**EXERCISE INPUTS**.
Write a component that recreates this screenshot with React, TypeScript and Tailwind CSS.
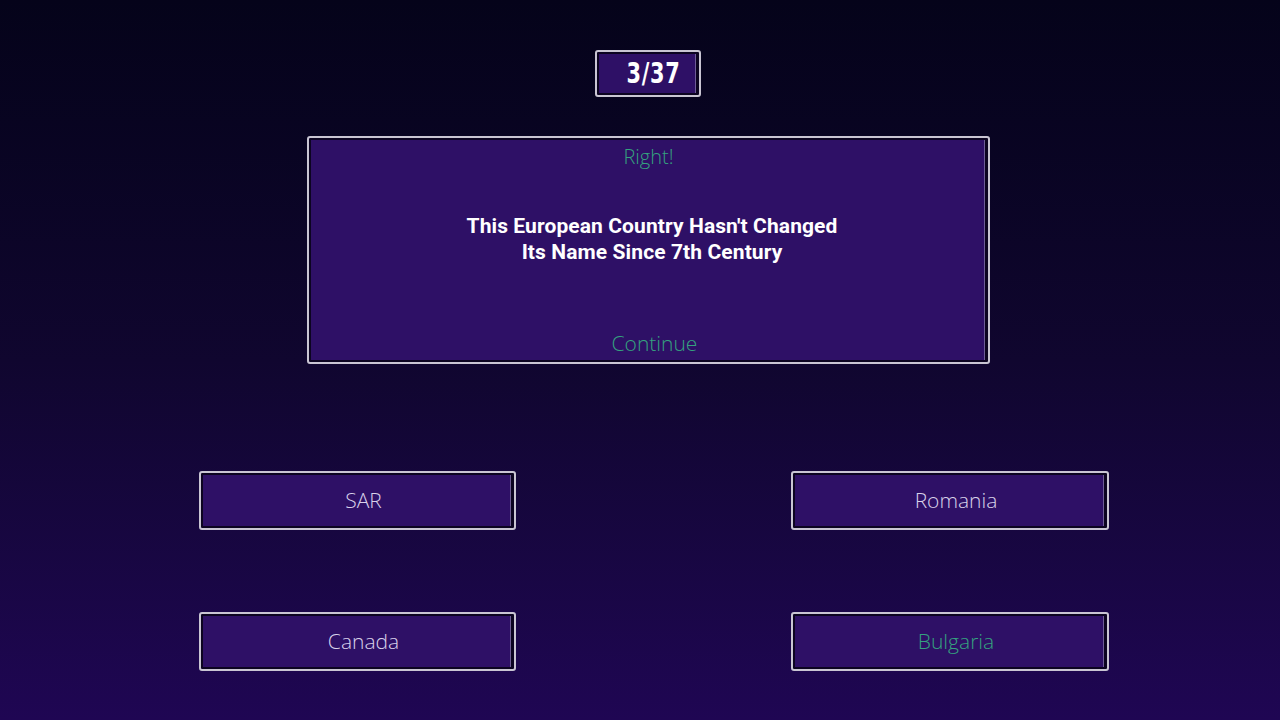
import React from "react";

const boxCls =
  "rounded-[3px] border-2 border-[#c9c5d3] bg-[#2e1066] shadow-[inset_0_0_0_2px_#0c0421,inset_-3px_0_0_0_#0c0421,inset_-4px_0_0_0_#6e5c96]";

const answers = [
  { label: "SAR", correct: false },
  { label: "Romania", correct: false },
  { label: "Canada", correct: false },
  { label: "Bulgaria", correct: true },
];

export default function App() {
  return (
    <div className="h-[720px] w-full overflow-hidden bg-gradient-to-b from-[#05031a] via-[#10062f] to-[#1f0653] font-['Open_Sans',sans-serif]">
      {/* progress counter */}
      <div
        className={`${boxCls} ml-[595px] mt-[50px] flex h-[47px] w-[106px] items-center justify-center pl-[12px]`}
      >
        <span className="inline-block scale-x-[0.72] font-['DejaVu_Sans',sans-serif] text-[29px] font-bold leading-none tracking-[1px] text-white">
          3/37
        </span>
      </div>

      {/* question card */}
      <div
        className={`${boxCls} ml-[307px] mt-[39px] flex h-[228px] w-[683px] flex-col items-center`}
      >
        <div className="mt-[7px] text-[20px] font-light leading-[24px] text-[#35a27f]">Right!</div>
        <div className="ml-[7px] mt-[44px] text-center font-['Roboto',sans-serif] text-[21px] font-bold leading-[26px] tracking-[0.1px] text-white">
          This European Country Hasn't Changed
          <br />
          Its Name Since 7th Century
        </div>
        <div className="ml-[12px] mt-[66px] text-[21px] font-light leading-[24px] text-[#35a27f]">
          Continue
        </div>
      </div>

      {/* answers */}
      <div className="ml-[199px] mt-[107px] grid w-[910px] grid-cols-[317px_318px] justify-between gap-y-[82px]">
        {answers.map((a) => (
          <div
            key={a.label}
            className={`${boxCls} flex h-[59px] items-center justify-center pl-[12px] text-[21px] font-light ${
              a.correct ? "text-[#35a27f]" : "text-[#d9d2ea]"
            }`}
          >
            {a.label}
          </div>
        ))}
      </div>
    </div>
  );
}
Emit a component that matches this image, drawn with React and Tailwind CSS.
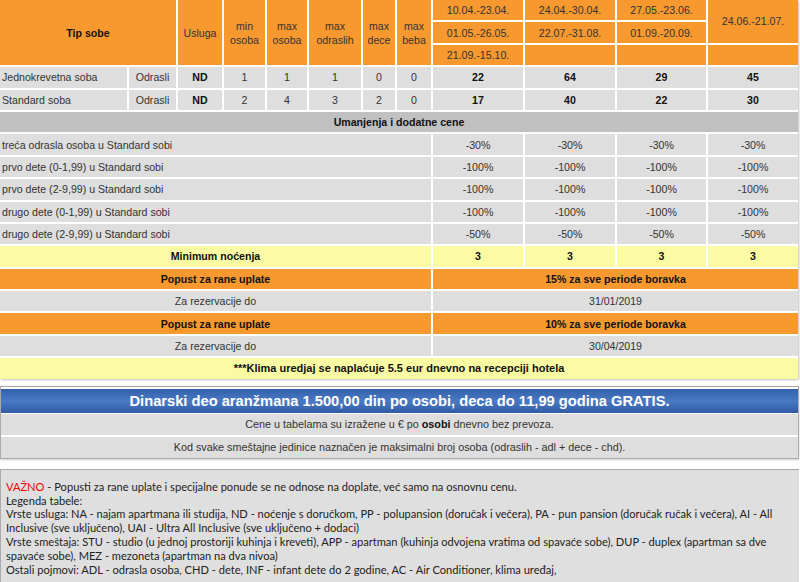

**WORK TO DO**. The pictures should not appear in the copy; every other part of the records above must be returned exactly.

**SOLVED PROBLEM**.
Write a component that recreates this screenshot with React, TypeScript and Tailwind CSS.
import React from "react";

const boxCls =
  "rounded-[3px] border-2 border-[#c9c5d3] bg-[#2e1066] shadow-[inset_0_0_0_2px_#0c0421,inset_-3px_0_0_0_#0c0421,inset_-4px_0_0_0_#6e5c96]";

const answers = [
  { label: "SAR", correct: false },
  { label: "Romania", correct: false },
  { label: "Canada", correct: false },
  { label: "Bulgaria", correct: true },
];

export default function App() {
  return (
    <div className="h-[720px] w-full overflow-hidden bg-gradient-to-b from-[#05031a] via-[#10062f] to-[#1f0653] font-['Open_Sans',sans-serif]">
      {/* progress counter */}
      <div
        className={`${boxCls} ml-[595px] mt-[50px] flex h-[47px] w-[106px] items-center justify-center pl-[12px]`}
      >
        <span className="inline-block scale-x-[0.72] font-['DejaVu_Sans',sans-serif] text-[29px] font-bold leading-none tracking-[1px] text-white">
          3/37
        </span>
      </div>

      {/* question card */}
      <div
        className={`${boxCls} ml-[307px] mt-[39px] flex h-[228px] w-[683px] flex-col items-center`}
      >
        <div className="mt-[7px] text-[20px] font-light leading-[24px] text-[#35a27f]">Right!</div>
        <div className="ml-[7px] mt-[44px] text-center font-['Roboto',sans-serif] text-[21px] font-bold leading-[26px] tracking-[0.1px] text-white">
          This European Country Hasn't Changed
          <br />
          Its Name Since 7th Century
        </div>
        <div className="ml-[12px] mt-[66px] text-[21px] font-light leading-[24px] text-[#35a27f]">
          Continue
        </div>
      </div>

      {/* answers */}
      <div className="ml-[199px] mt-[107px] grid w-[910px] grid-cols-[317px_318px] justify-between gap-y-[82px]">
        {answers.map((a) => (
          <div
            key={a.label}
            className={`${boxCls} flex h-[59px] items-center justify-center pl-[12px] text-[21px] font-light ${
              a.correct ? "text-[#35a27f]" : "text-[#d9d2ea]"
            }`}
          >
            {a.label}
          </div>
        ))}
      </div>
    </div>
  );
}
Emit a component that matches this image, drawn with React and Tailwind CSS.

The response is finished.